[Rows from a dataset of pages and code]
--------
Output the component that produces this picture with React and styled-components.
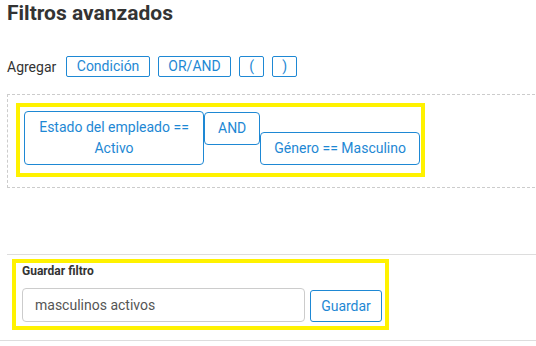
import styled, { createGlobalStyle } from "styled-components";

const GlobalStyle = createGlobalStyle`
  html, body {
    margin: 0;
    padding: 0;
    overflow: hidden;
    background: #fff;
  }
  body {
    font-family: Roboto, "Liberation Sans", Arial, sans-serif;
    color: #333;
  }
`;

const BLUE = "#1e88d4";
const YELLOW = "#fff200";

const Page = styled.div`
  width: 560px;
  border-bottom: 1px solid #ddd;
`;

const Body = styled.div`
  padding-left: 7px;
`;

const Title = styled.h1`
  margin: 0;
  padding-top: 1px;
  font-size: 21px;
  line-height: 24px;
  font-weight: 700;
  color: #333;
`;

const Toolbar = styled.div`
  display: flex;
  align-items: center;
  gap: 8px;
  margin-top: 31px;
`;

const Label = styled.span`
  font-size: 14px;
  margin-right: 2px;
  color: #333;
`;

const AddButton = styled.button`
  font-family: inherit;
  font-size: 14px;
  line-height: 19px;
  height: 21px;
  padding: 0 ${({ $narrow }) => ($narrow ? "8px" : "9.5px")};
  min-width: ${({ $narrow }) => ($narrow ? "25px" : "auto")};
  background: #fff;
  color: ${BLUE};
  border: 1px solid ${BLUE};
  border-radius: 2px;
  cursor: pointer;
`;

const Canvas = styled.div`
  margin-top: 17px;
  border: 1px dashed #ccc;
  border-right: none;
  padding: 8px 8px 10px 8px;
`;

const Highlight = styled.div`
  display: inline-flex;
  border: 4px solid ${YELLOW};
  box-sizing: border-box;
`;

const Expression = styled(Highlight)`
  align-items: flex-end;
  padding: 4px 1px 8px 4px;
`;

const Chip = styled.div`
  box-sizing: border-box;
  width: ${({ $width }) => ($width ? `${$width}px` : "auto")};
  padding: ${({ $tall }) => ($tall ? "5px 12px" : "6px 13px")};
  font-size: 14px;
  line-height: ${({ $tall }) => ($tall ? "21px" : "19px")};
  text-align: center;
  color: ${BLUE};
  border: 1px solid ${BLUE};
  border-radius: 4px;
  background: #fff;
  align-self: ${({ $top }) => ($top ? "flex-start" : "auto")};
  margin-top: ${({ $top }) => ($top ? "1px" : "0")};
`;

const SaveSection = styled.div`
  margin-top: 66px;
  border-top: 1px solid #ddd;
  padding: 4px 0 10px 5px;
`;

const SaveBox = styled(Highlight)`
  flex-direction: column;
  padding: 0 3px 4px 6px;
`;

const SaveLabel = styled.div`
  font-size: 12px;
  line-height: 16px;
  font-weight: 700;
  color: #333;
`;

const SaveRow = styled.div`
  display: flex;
  align-items: flex-end;
  gap: 5px;
  margin-top: 9px;
`;

const NameInput = styled.input`
  box-sizing: border-box;
  width: 283px;
  height: 34px;
  padding: 0 12px;
  font-family: inherit;
  font-size: 14px;
  color: #555;
  border: 1px solid #ccc;
  border-radius: 4px;
  outline: none;
`;

const SaveButton = styled.button`
  box-sizing: border-box;
  width: 72px;
  height: 32px;
  font-family: inherit;
  font-size: 14px;
  color: ${BLUE};
  background: #fff;
  border: 1px solid ${BLUE};
  border-radius: 3px;
  cursor: pointer;
`;

export default function App() {
  return (
    <>
      <GlobalStyle />
      <Page>
        <Body>
          <Title>Filtros avanzados</Title>
          <Toolbar>
            <Label>Agregar</Label>
            <AddButton>Condición</AddButton>
            <AddButton>OR/AND</AddButton>
            <AddButton $narrow>(</AddButton>
            <AddButton $narrow>)</AddButton>
          </Toolbar>
          <Canvas>
            <Expression>
              <Chip $tall $width={180}>
                Estado del empleado == Activo
              </Chip>
              <Chip $top>AND</Chip>
              <Chip>Género == Masculino</Chip>
            </Expression>
          </Canvas>
          <SaveSection>
            <SaveBox>
              <SaveLabel>Guardar filtro</SaveLabel>
              <SaveRow>
                <NameInput defaultValue="masculinos activos" />
                <SaveButton>Guardar</SaveButton>
              </SaveRow>
            </SaveBox>
          </SaveSection>
        </Body>
      </Page>
    </>
  );
}
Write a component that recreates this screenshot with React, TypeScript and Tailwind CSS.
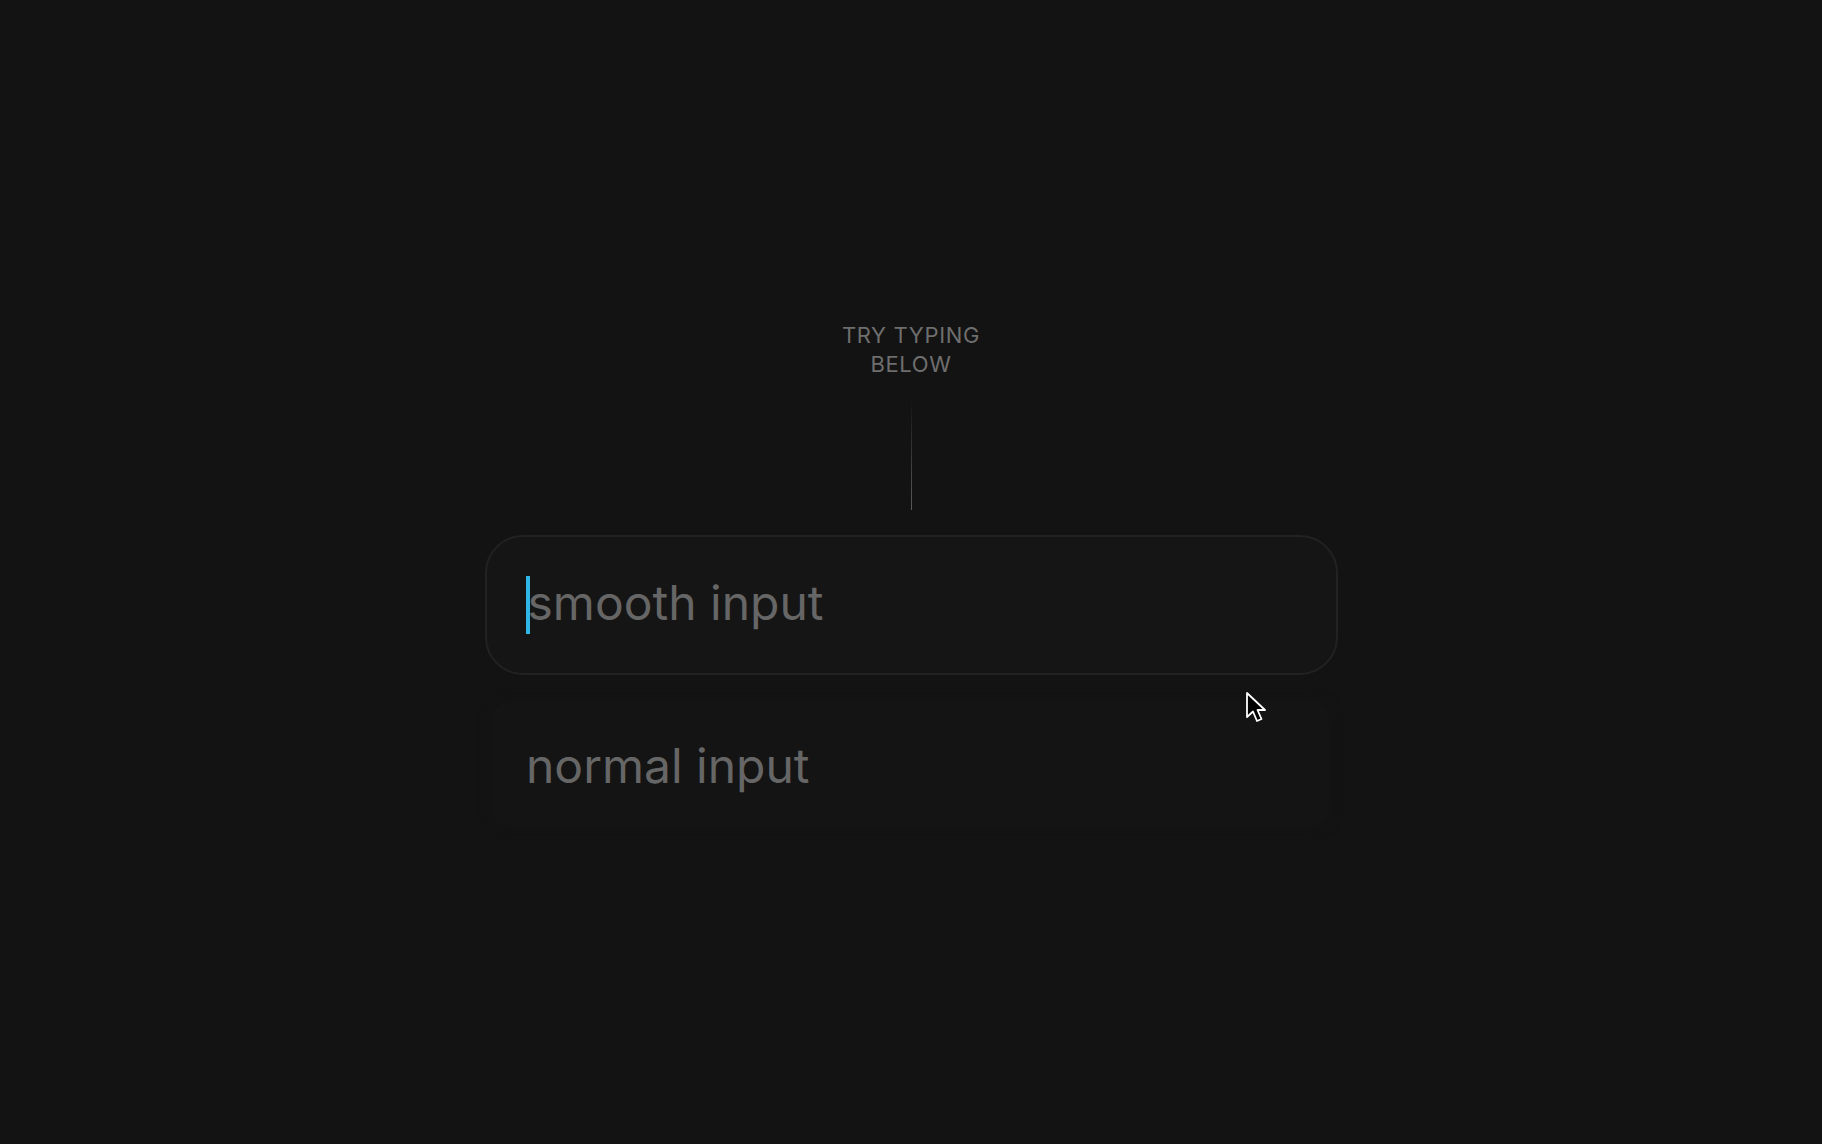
import React from "react";

function Pointer() {
  return (
    <svg width="24" height="36" viewBox="0 0 24 36" className="absolute left-[1244px] top-[690px]">
      <path
        d="M3 3 L3 27 L9 21.5 L13 31 L17.5 29 L13.5 20 L21 20 Z"
        fill="#000"
        stroke="#fff"
        strokeWidth="1.8"
        strokeLinejoin="round"
      />
    </svg>
  );
}

export default function App() {
  return (
    <div
      className="relative w-full h-[1144px] bg-[#131313] overflow-hidden"
      style={{ fontFamily: "Inter, 'Noto Sans', sans-serif" }}
    >
      <div className="flex flex-col items-center pt-[321px]">
        <div className="text-[22px] leading-[29px] text-[#6e6e6e] text-center tracking-[0.03em] w-[170px]">
          TRY TYPING BELOW
        </div>
        <div className="mt-[21px] w-px h-[110px] bg-gradient-to-b from-transparent via-[#383838] to-[#5a5a5a]" />
        <div className="mt-[25px] w-[853px] h-[140px] rounded-[38px] border-2 border-[#222222] bg-[#151515] flex items-center pl-[39px]">
          <div className="w-[4px] h-[58px] bg-[#2fb6e6]" />
          <span className="text-[48px] text-[#666666] leading-none pb-[4px] -ml-[2px]">smooth input</span>
        </div>
        <div className="mt-[27px] w-[836px] h-[124px] rounded-[14px] bg-[#141414] shadow-[0_0_10px_4px_#141414] flex items-center pl-[33px]">
          <span className="text-[48px] text-[#666666] leading-none pt-[4px]">normal input</span>
        </div>
      </div>
      <Pointer />
    </div>
  );
}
--------
**Requirement**
Calculate how many lines of the material include the string "this", and state that number by itself.

**Problem solution**
2